WORK TO DO -
Count the lines in the data below where the string "React" occurs, please, and give the number alone.

**** COLLECTED MATERIAL ****

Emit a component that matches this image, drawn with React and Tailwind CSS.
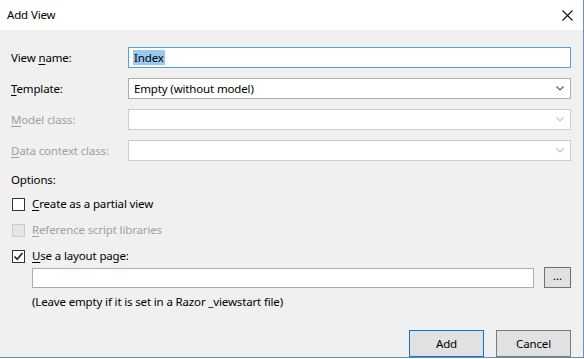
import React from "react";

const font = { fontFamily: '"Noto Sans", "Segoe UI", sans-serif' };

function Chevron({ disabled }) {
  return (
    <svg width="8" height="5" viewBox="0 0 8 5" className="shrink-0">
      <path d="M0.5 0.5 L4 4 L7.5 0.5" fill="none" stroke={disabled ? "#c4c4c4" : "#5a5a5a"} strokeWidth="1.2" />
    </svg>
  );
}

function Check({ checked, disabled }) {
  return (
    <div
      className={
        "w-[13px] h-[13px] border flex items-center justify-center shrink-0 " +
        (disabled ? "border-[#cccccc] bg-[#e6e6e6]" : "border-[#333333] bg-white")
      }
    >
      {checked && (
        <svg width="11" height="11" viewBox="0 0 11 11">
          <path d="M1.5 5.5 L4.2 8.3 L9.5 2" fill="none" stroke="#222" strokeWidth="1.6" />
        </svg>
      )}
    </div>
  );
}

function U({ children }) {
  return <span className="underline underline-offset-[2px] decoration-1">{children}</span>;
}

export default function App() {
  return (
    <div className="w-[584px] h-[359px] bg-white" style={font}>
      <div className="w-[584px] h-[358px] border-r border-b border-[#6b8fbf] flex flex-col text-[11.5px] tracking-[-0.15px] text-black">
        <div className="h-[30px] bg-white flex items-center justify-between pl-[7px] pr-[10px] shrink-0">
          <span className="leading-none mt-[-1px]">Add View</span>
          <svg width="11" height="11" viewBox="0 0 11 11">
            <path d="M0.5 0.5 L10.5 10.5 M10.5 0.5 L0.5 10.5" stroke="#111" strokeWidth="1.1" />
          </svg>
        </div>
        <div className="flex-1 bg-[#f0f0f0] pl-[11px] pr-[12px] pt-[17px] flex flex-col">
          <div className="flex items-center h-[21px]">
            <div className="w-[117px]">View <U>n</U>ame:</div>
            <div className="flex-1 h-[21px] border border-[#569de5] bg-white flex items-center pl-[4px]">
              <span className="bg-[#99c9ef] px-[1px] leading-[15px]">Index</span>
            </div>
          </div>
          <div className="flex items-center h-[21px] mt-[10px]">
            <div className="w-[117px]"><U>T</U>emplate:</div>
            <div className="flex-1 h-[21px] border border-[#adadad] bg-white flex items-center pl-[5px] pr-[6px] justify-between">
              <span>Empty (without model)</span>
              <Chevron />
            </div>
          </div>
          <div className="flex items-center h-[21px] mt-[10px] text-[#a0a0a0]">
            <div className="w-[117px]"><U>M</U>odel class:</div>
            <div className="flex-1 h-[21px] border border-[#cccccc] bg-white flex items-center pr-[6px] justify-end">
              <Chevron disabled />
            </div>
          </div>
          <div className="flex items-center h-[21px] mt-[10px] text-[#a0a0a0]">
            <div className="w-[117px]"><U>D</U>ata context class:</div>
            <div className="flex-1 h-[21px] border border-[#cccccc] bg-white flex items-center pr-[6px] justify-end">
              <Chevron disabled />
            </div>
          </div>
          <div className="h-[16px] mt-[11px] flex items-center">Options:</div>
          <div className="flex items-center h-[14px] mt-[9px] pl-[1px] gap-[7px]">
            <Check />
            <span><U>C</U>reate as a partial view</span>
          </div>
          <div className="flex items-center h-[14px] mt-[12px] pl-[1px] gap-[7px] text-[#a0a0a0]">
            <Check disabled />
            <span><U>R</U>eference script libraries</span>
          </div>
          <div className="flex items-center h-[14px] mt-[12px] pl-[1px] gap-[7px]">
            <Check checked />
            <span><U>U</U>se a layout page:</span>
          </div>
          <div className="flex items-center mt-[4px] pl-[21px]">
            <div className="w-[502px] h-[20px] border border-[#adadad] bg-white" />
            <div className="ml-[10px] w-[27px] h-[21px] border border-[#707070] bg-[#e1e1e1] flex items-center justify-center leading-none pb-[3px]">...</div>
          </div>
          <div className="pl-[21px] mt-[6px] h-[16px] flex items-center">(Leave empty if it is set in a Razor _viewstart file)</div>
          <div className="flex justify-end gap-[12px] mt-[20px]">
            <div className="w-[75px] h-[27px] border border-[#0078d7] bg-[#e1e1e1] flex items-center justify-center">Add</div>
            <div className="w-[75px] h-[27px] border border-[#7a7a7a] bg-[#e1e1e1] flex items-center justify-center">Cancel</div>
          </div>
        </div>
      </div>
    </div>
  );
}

****

COMPLETE ANSWER -
2